Methane and carbon dioxide adsorption–diffusion experiments on coal: upscaling and modeling

Abstract

Numerical modelling of the processes of CO 2 storage in coal and enhanced coalbed methane (ECBM) production requires information on the kinetics of adsorption and desorption processes. In order to address this issue, the sorption kinetics of CO 2 and CH 4 were studied on a high volatile bituminous Pennsylvanian (Upper Carboniferous) coal (VR r=0.68%) from the Upper Silesian Basin of Poland in the dry and moisture-equilibrated states. The experiments were conducted on six different grain size fractions, ranging from <0.063 to ∼3 mm at temperatures of 45 and 32 °C, using a volumetric experimental setup. CO 2 sorption was consistently faster than CH 4 sorption under all experimental conditions. For moist coals, sorption rates of both gases were reduced by a factor of more than 2 with respect to dry coals and the sorption rate was found to be positively correlated with temperature. Generally, adsorption rates decreased with increasing grain size for all experimental conditions. Based on the experimental results, simple bidisperse modelling approaches are proposed for the sorption kinetics of CO 2 and CH 4 that may be readily implemented into reservoir simulators.
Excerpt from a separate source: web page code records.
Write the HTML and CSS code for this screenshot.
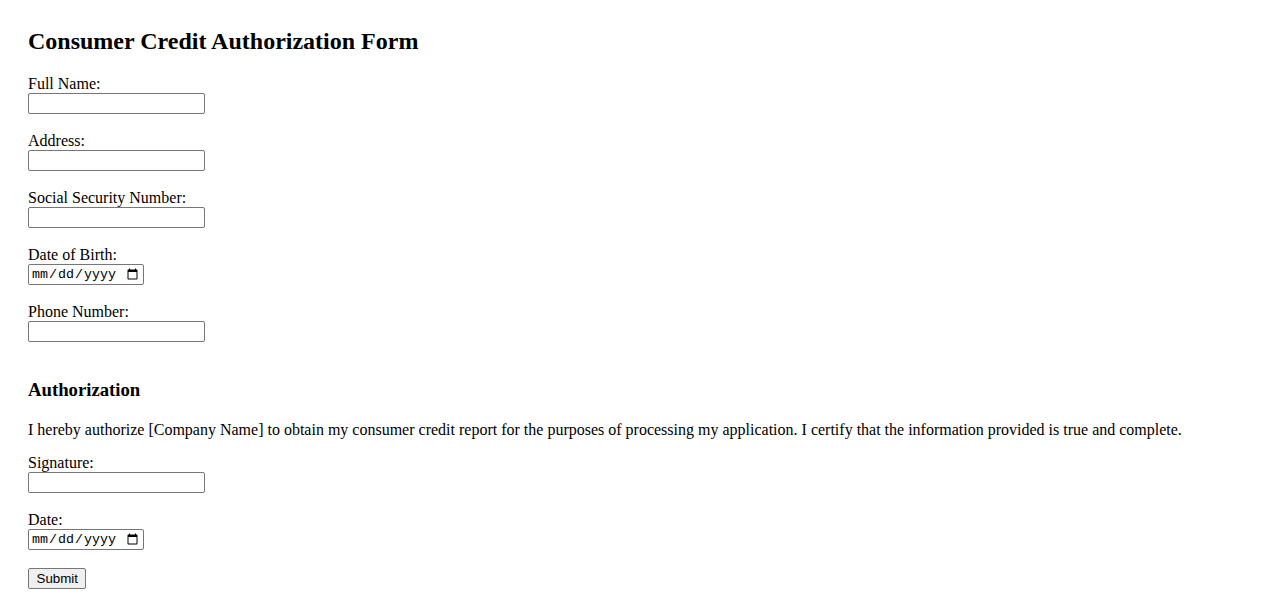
FILE: index.html
```html
<!DOCTYPE html>
<html lang="en">
<head>
<meta charset="utf-8">
<title>Consumer Credit Authorization Form</title>
<link rel="stylesheet" href="styles.css">
</head>
<body>
<div class="page">
  <h2 class="title">Consumer Credit Authorization Form</h2>
  <form class="form">
    <label class="label" for="name">Full Name:</label><br>
    <input class="text-input" type="text" id="name"><br><br>

    <label class="label" for="address">Address:</label><br>
    <input class="text-input" type="text" id="address"><br><br>

    <label class="label" for="ssn">Social Security Number:</label><br>
    <input class="text-input" type="text" id="ssn"><br><br>

    <label class="label" for="dob">Date of Birth:</label><br>
    <input class="date-input" type="date" id="dob"><br><br>

    <label class="label" for="phone">Phone Number:</label><br>
    <input class="text-input" type="tel" id="phone"><br><br>

    <h3 class="section-title">Authorization</h3>
    <p class="statement">I hereby authorize [Company Name] to obtain my consumer credit report for the purposes of processing my application. I certify that the information provided is true and complete.</p>

    <label class="label" for="signature">Signature:</label><br>
    <input class="text-input" type="text" id="signature"><br><br>

    <label class="label" for="date">Date:</label><br>
    <input class="date-input" type="date" id="date"><br><br>

    <button class="submit" type="submit">Submit</button>
  </form>
</div>
</body>
</html>
```

FILE: styles.css
```css
html, body {
  margin: 0;
  padding: 0;
  background: #ffffff;
}

body {
  font-family: "Liberation Serif", "Times New Roman", serif;
  font-size: 16px;
  color: #000000;
}

.page {
  padding: 28px;
}

.title {
  font-size: 24px;
  font-weight: bold;
  margin: 0 0 19.92px 0;
}

.form {
  margin: 0;
}

.section-title {
  font-size: 18.72px;
  font-weight: bold;
  margin: 18.72px 0 20.5px 0;
}

.statement {
  margin: 0 0 15px 0;
}

.text-input {
  font-family: "Liberation Sans", Arial, sans-serif;
  font-size: 13.333px;
  width: 177px;
  height: 21px;
  box-sizing: border-box;
  padding: 1px 2px;
  border: 1px solid #767676;
  border-radius: 2px;
  margin: 0;
}

.date-input {
  font-family: "Liberation Mono", "DejaVu Sans Mono", monospace;
  font-size: 13.333px;
  width: 116px;
  height: 21px;
  box-sizing: border-box;
  padding: 1px 2px;
  border: 1px solid #767676;
  border-radius: 2px;
  margin: 0;
}

.submit {
  font-family: "Liberation Sans", Arial, sans-serif;
  font-size: 13.333px;
  height: 21px;
  padding: 1px 7.5px;
  border: 1px solid #767676;
  border-radius: 2px;
  background: #efefef;
  color: #000000;
  margin: 0;
}
```
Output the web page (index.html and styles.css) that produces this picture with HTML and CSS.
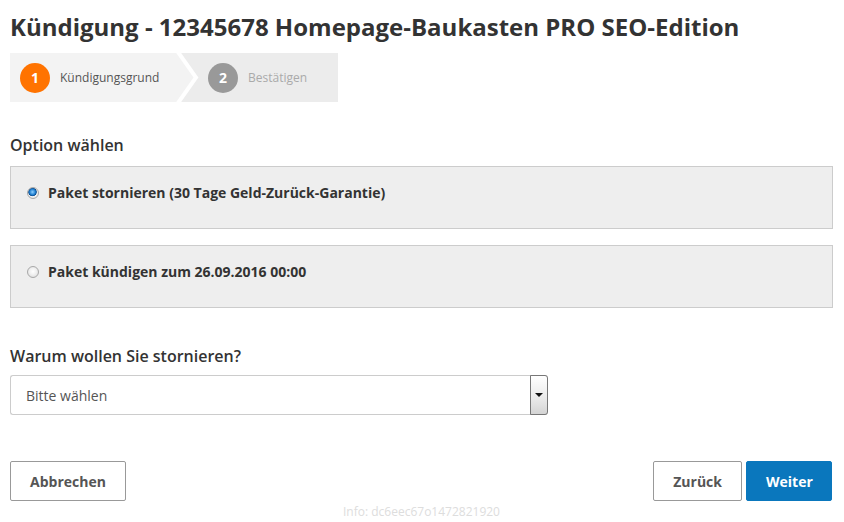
FILE: index.html
```html
<!DOCTYPE html>
<html lang="de">
<head>
  <meta charset="UTF-8" />
  <meta name="viewport" content="width=device-width, initial-scale=1.0" />
  <title>Kündigung</title>
  <link rel="stylesheet" href="styles.css">
</head>

<body>
  <div class="page">
    <h1 class="page-title">Kündigung - 12345678 Homepage-Baukasten PRO SEO-Edition</h1>

    <div class="steps">
      <div class="step step-active">
        <span class="step-num">1</span>
        <span class="step-label">Kündigungsgrund</span>
      </div>
      <svg class="step-sep" width="26" height="49" viewBox="0 0 26 49">
        <rect x="0" y="0" width="26" height="49" fill="#ececec" />
        <polygon points="0,0 4,0 22,24.5 4,49 0,49" fill="#f3f3f3" />
        <polyline points="4,-1 22,24.5 4,50" fill="none" stroke="#fff" stroke-width="4" />
      </svg>
      <div class="step">
        <span class="step-num">2</span>
        <span class="step-label">Bestätigen</span>
      </div>
    </div>

    <h2 class="section-title">Option wählen</h2>
    <label class="option">
      <input type="radio" name="option" checked />
      <span>Paket stornieren (30 Tage Geld-Zurück-Garantie)</span>
    </label>
    <label class="option">
      <input type="radio" name="option" />
      <span>Paket kündigen zum 26.09.2016 00:00</span>
    </label>

    <h2 class="section-title reason-title">Warum wollen Sie stornieren?</h2>
    <div class="select-box">
      <span class="select-value">Bitte wählen</span>
      <span class="select-arrow"></span>
    </div>

    <div class="actions">
      <button class="btn">Abbrechen</button>
      <div class="actions-right">
        <button class="btn">Zurück</button>
        <button class="btn btn-primary">Weiter</button>
      </div>
    </div>

    <p class="info">Info: dc6eec67o1472821920</p>
  </div>
</body>
</html>
```

FILE: styles.css
```css
* {
  box-sizing: border-box;
}

body {
  margin: 0;
  font-family: "Open Sans", "Liberation Sans", sans-serif;
  color: #333;
  background: #fff;
}

.page {
  padding: 0 11px 0 10px;
}

.page-title {
  margin: 0;
  padding-top: 10px;
  font-size: 24px;
  line-height: 33px;
  font-weight: 700;
  color: #333;
}

/* Schritte */
.steps {
  display: flex;
  width: 328px;
  height: 49px;
  margin-top: 10px;
  background: #ececec;
}

.step {
  display: flex;
  align-items: center;
  padding-left: 10px;
  flex: 1;
}

.step-active {
  flex: 0 0 164px;
  background: #f3f3f3;
}

.step-sep {
  display: block;
  flex: 0 0 26px;
}

.step + .step-sep + .step {
  padding-left: 8px;
}

.step-num {
  width: 30px;
  height: 30px;
  border-radius: 50%;
  background: #999;
  color: #fff;
  font-size: 14px;
  font-weight: 700;
  display: flex;
  align-items: center;
  justify-content: center;
  margin-right: 10px;
}

.step-active .step-num {
  background: #ff7300;
}

.step-label {
  font-size: 12px;
  color: #aaa;
}

.step-active .step-label {
  color: #555;
}

/* Optionen */
.section-title {
  margin: 32px 0 10px;
  font-size: 16px;
  line-height: 22px;
  font-weight: 600;
  color: #333;
}

.option {
  display: flex;
  align-items: center;
  height: 63px;
  margin-bottom: 16px;
  padding: 0 0 10px 16px;
  background: #eee;
  border: 1px solid #ccc;
  font-size: 14px;
  font-weight: 700;
  color: #333;
  cursor: pointer;
}

.option input {
  appearance: none;
  width: 12px;
  height: 12px;
  margin: 0 9px 0 0;
  border-radius: 50%;
  border: 1px solid #a8a8a8;
  background: radial-gradient(circle at 50% 45%, #fff 0%, #f0f0f0 45%, #d6d6d6 100%);
}

.option input:checked {
  background: radial-gradient(circle at 45% 40%, #8fd0ff 0%, #1f7fd0 35%, #0b4d90 48%, #f2f2f2 56%, #dcdcdc 100%);
}

.reason-title {
  margin-top: 37px;
  margin-bottom: 8px;
}

/* Auswahl */
.select-box {
  display: flex;
  width: 538px;
  height: 40px;
  border: 1px solid #ccc;
  border-right: 0;
  border-radius: 3px;
  background: #fff;
}

.select-value {
  flex: 1;
  display: flex;
  align-items: center;
  padding-left: 15px;
  font-size: 14px;
  color: #555;
}

.select-arrow {
  width: 18px;
  margin: -1px 0;
  border: 1px solid #777;
  border-radius: 0 3px 3px 0;
  background: linear-gradient(#fff, #e9e9e9 60%, #d4d4d4);
  display: flex;
  align-items: center;
  justify-content: center;
}

.select-arrow::after {
  content: "";
  border-left: 4px solid transparent;
  border-right: 4px solid transparent;
  border-top: 4px solid #111;
}

/* Buttons */
.actions {
  display: flex;
  justify-content: space-between;
  margin-top: 46px;
  padding-right: 1px;
}

.actions-right {
  display: flex;
  gap: 4px;
}

.btn {
  height: 40px;
  padding: 0 19px;
  border: 1px solid #999;
  border-radius: 2px;
  background: #fff;
  font-family: "Open Sans", "Liberation Sans", sans-serif;
  font-size: 14px;
  font-weight: 700;
  color: #555;
  cursor: pointer;
}

.btn-primary {
  width: 86px;
  background: #0a77bd;
  border-color: #0a77bd;
  color: #fff;
}

.info {
  margin: 2px 0 0;
  text-align: center;
  font-size: 12px;
  color: #ddd;
}
```
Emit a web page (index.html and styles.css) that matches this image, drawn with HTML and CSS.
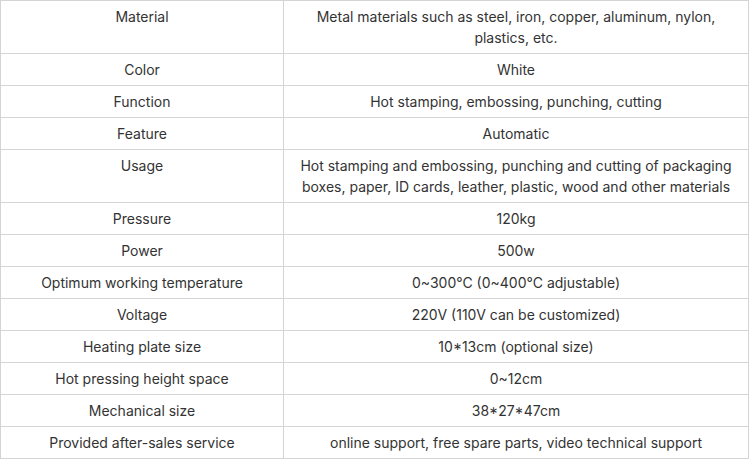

These approaches consider the combination of two first-order reactions and provide, in contrast to the unipore model, a perfect fit of the experimental pressure decay curves. The results of this modeling approach show that the experimental data can be interpreted in terms of a fast and a slow sorption process. Half-life sorption times as well as the percentage of sorption capacity attributed to each of the two individual steps have been calculated. Further, it was shown that an upscaling of the experimental and modelling results for CO 2 and CH 4 can be achieved by performing experiments on different grain size fractions under the same experimental conditions. In addition to the sorption kinetics, sorption isotherms of the samples with different grain size fractions have been related to the variations in ash and maceral composition of the different grain size fractions.